* Provided data
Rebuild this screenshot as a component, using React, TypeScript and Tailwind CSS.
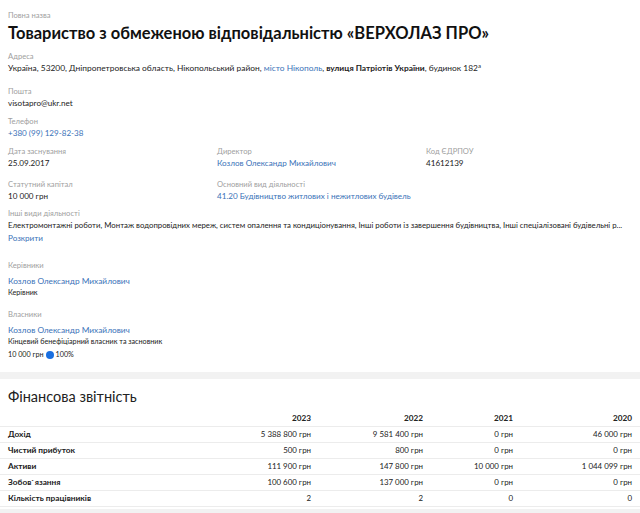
import React from 'react';

const label = 'text-[7.6px] leading-[12px] text-[#a0a0a0]';
const value = 'text-[8.1px] leading-[12px] text-[#222]';
const link = 'text-[8.1px] leading-[12px] text-[#3a72b8]';

interface FieldProps {
  title: string;
  children: React.ReactNode;
  className?: string;
}

function Field({ title, children, className }: FieldProps) {
  return (
    <div className={className}>
      <div className={label}>{title}</div>
      {children}
    </div>
  );
}

const rows = [
  { name: 'Дохід', values: ['5 388 800 грн', '9 581 400 грн', '0 грн', '46 000 грн'] },
  { name: 'Чистий прибуток', values: ['500 грн', '800 грн', '0 грн', '0 грн'] },
  { name: 'Активи', values: ['111 900 грн', '147 800 грн', '10 000 грн', '1 044 099 грн'] },
  { name: 'Зобов`язання', values: ['100 600 грн', '137 000 грн', '0 грн', '0 грн'] },
  { name: 'Кількість працівників', values: ['2', '2', '0', '0'] },
];

const years = ['2023', '2022', '2021', '2020'];

export default function App() {
  return (
    <div className="min-h-[513px] bg-[#f2f2f2] font-['Lato','Noto_Sans',sans-serif] whitespace-nowrap">
      <section className="bg-white px-2 pt-[9px] pb-[12px]">
        <Field title="Повна назва">
          <h1 className="mt-px text-[16.5px] leading-[22px] font-bold text-[#111]">
            Товариство з обмеженою відповідальністю «ВЕРХОЛАЗ ПРО»
          </h1>
        </Field>
        <Field title="Адреса" className="mt-[6px]">
          <div className={`${value} text-[8.4px]`}>
            Україна, 53200, Дніпропетровська область, Нікопольський район,{' '}
            <span className="text-[#3a72b8]">місто Нікополь</span>,{' '}
            <span className="font-bold">вулиця Патріотів України</span>, будинок 182<sup className="text-[6px]">а</sup>
          </div>
        </Field>
        <Field title="Пошта" className="mt-[11px]">
          <div className={value}>visotapro@ukr.net</div>
        </Field>
        <Field title="Телефон" className="mt-[6px]">
          <div className={link}>+380 (99) 129-82-38</div>
        </Field>
        <div className="mt-[6px] grid grid-cols-[209px_209px_1fr]">
          <Field title="Дата заснування">
            <div className={value}>25.09.2017</div>
          </Field>
          <Field title="Директор">
            <div className={link}>Козлов Олександр Михайлович</div>
          </Field>
          <Field title="Код ЄДРПОУ">
            <div className={value}>41612139</div>
          </Field>
          <Field title="Статутний капітал" className="mt-[9px]">
            <div className={value}>10 000 грн</div>
          </Field>
          <Field title="Основний вид діяльності" className="mt-[9px]">
            <div className={link}>41.20 Будівництво житлових і нежитлових будівель</div>
          </Field>
        </div>
        <Field title="Інші види діяльності" className="mt-[5px]">
          <div className="overflow-hidden text-[7.8px] leading-[13px] text-[#222]">
            Електромонтажні роботи, Монтаж водопровідних мереж, систем опалення та кондиціонування, Інші роботи із завершення будівництва, Інші спеціалізовані будівельні р...
          </div>
          <div className={link}>Розкрити</div>
        </Field>
        <Field title="Керівники" className="mt-[15px]">
          <div className="mt-[3px] text-[8.3px] leading-[14px] text-[#3a72b8]">Козлов Олександр Михайлович</div>
          <div className="text-[7.2px] leading-[10px] text-[#222]">Керівник</div>
        </Field>
        <Field title="Власники" className="mt-[10px]">
          <div className="mt-[3px] text-[8.3px] leading-[14px] text-[#3a72b8]">Козлов Олександр Михайлович</div>
          <div className="text-[7.2px] leading-[10px] text-[#222]">Кінцевий бенефіціарний власник та засновник</div>
          <div className="mt-[3px] flex items-center gap-[2px] text-[7.2px] leading-[10px] text-[#222]">
            <span>10 000 грн</span>
            <span className="inline-block h-[8px] w-[8px] rounded-full bg-[#1a6fe0]" />
            <span>100%</span>
          </div>
        </Field>
      </section>

      <section className="mt-[7px] bg-white pt-[7px]">
        <h2 className="px-2 text-[14.5px] leading-[22px] text-[#222]">Фінансова звітність</h2>
        <div className="mt-[3px] grid grid-cols-[200px_119px_112px_90px_119px] text-[7.9px] leading-[15px] text-[#222]">
          <div />
          {years.map((y) => (
            <div key={y} className="pr-2 text-right text-[8.2px] font-bold">
              {y}
            </div>
          ))}
          {rows.map((r) => (
            <React.Fragment key={r.name}>
              <div className="border-t-[1.5px] border-[#ececec] pl-2 text-[8.3px] font-bold">{r.name}</div>
              {r.values.map((v, i) => (
                <div key={i} className="border-t-[1.5px] border-[#ececec] pr-2 text-right">
                  {v}
                </div>
              ))}
            </React.Fragment>
          ))}
        </div>
        <div className="h-[3px] border-t-[1.5px] border-[#ececec]" />
      </section>
    </div>
  );
}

* To be done
Repeat the material above verbatim, with no pictures in the output.

* Solution for this problem
Rebuild this screenshot as a component, using React, TypeScript and Tailwind CSS.
import React from 'react';

const label = 'text-[7.6px] leading-[12px] text-[#a0a0a0]';
const value = 'text-[8.1px] leading-[12px] text-[#222]';
const link = 'text-[8.1px] leading-[12px] text-[#3a72b8]';

interface FieldProps {
  title: string;
  children: React.ReactNode;
  className?: string;
}

function Field({ title, children, className }: FieldProps) {
  return (
    <div className={className}>
      <div className={label}>{title}</div>
      {children}
    </div>
  );
}

const rows = [
  { name: 'Дохід', values: ['5 388 800 грн', '9 581 400 грн', '0 грн', '46 000 грн'] },
  { name: 'Чистий прибуток', values: ['500 грн', '800 грн', '0 грн', '0 грн'] },
  { name: 'Активи', values: ['111 900 грн', '147 800 грн', '10 000 грн', '1 044 099 грн'] },
  { name: 'Зобов`язання', values: ['100 600 грн', '137 000 грн', '0 грн', '0 грн'] },
  { name: 'Кількість працівників', values: ['2', '2', '0', '0'] },
];

const years = ['2023', '2022', '2021', '2020'];

export default function App() {
  return (
    <div className="min-h-[513px] bg-[#f2f2f2] font-['Lato','Noto_Sans',sans-serif] whitespace-nowrap">
      <section className="bg-white px-2 pt-[9px] pb-[12px]">
        <Field title="Повна назва">
          <h1 className="mt-px text-[16.5px] leading-[22px] font-bold text-[#111]">
            Товариство з обмеженою відповідальністю «ВЕРХОЛАЗ ПРО»
          </h1>
        </Field>
        <Field title="Адреса" className="mt-[6px]">
          <div className={`${value} text-[8.4px]`}>
            Україна, 53200, Дніпропетровська область, Нікопольський район,{' '}
            <span className="text-[#3a72b8]">місто Нікополь</span>,{' '}
            <span className="font-bold">вулиця Патріотів України</span>, будинок 182<sup className="text-[6px]">а</sup>
          </div>
        </Field>
        <Field title="Пошта" className="mt-[11px]">
          <div className={value}>visotapro@ukr.net</div>
        </Field>
        <Field title="Телефон" className="mt-[6px]">
          <div className={link}>+380 (99) 129-82-38</div>
        </Field>
        <div className="mt-[6px] grid grid-cols-[209px_209px_1fr]">
          <Field title="Дата заснування">
            <div className={value}>25.09.2017</div>
          </Field>
          <Field title="Директор">
            <div className={link}>Козлов Олександр Михайлович</div>
          </Field>
          <Field title="Код ЄДРПОУ">
            <div className={value}>41612139</div>
          </Field>
          <Field title="Статутний капітал" className="mt-[9px]">
            <div className={value}>10 000 грн</div>
          </Field>
          <Field title="Основний вид діяльності" className="mt-[9px]">
            <div className={link}>41.20 Будівництво житлових і нежитлових будівель</div>
          </Field>
        </div>
        <Field title="Інші види діяльності" className="mt-[5px]">
          <div className="overflow-hidden text-[7.8px] leading-[13px] text-[#222]">
            Електромонтажні роботи, Монтаж водопровідних мереж, систем опалення та кондиціонування, Інші роботи із завершення будівництва, Інші спеціалізовані будівельні р...
          </div>
          <div className={link}>Розкрити</div>
        </Field>
        <Field title="Керівники" className="mt-[15px]">
          <div className="mt-[3px] text-[8.3px] leading-[14px] text-[#3a72b8]">Козлов Олександр Михайлович</div>
          <div className="text-[7.2px] leading-[10px] text-[#222]">Керівник</div>
        </Field>
        <Field title="Власники" className="mt-[10px]">
          <div className="mt-[3px] text-[8.3px] leading-[14px] text-[#3a72b8]">Козлов Олександр Михайлович</div>
          <div className="text-[7.2px] leading-[10px] text-[#222]">Кінцевий бенефіціарний власник та засновник</div>
          <div className="mt-[3px] flex items-center gap-[2px] text-[7.2px] leading-[10px] text-[#222]">
            <span>10 000 грн</span>
            <span className="inline-block h-[8px] w-[8px] rounded-full bg-[#1a6fe0]" />
            <span>100%</span>
          </div>
        </Field>
      </section>

      <section className="mt-[7px] bg-white pt-[7px]">
        <h2 className="px-2 text-[14.5px] leading-[22px] text-[#222]">Фінансова звітність</h2>
        <div className="mt-[3px] grid grid-cols-[200px_119px_112px_90px_119px] text-[7.9px] leading-[15px] text-[#222]">
          <div />
          {years.map((y) => (
            <div key={y} className="pr-2 text-right text-[8.2px] font-bold">
              {y}
            </div>
          ))}
          {rows.map((r) => (
            <React.Fragment key={r.name}>
              <div className="border-t-[1.5px] border-[#ececec] pl-2 text-[8.3px] font-bold">{r.name}</div>
              {r.values.map((v, i) => (
                <div key={i} className="border-t-[1.5px] border-[#ececec] pr-2 text-right">
                  {v}
                </div>
              ))}
            </React.Fragment>
          ))}
        </div>
        <div className="h-[3px] border-t-[1.5px] border-[#ececec]" />
      </section>
    </div>
  );
}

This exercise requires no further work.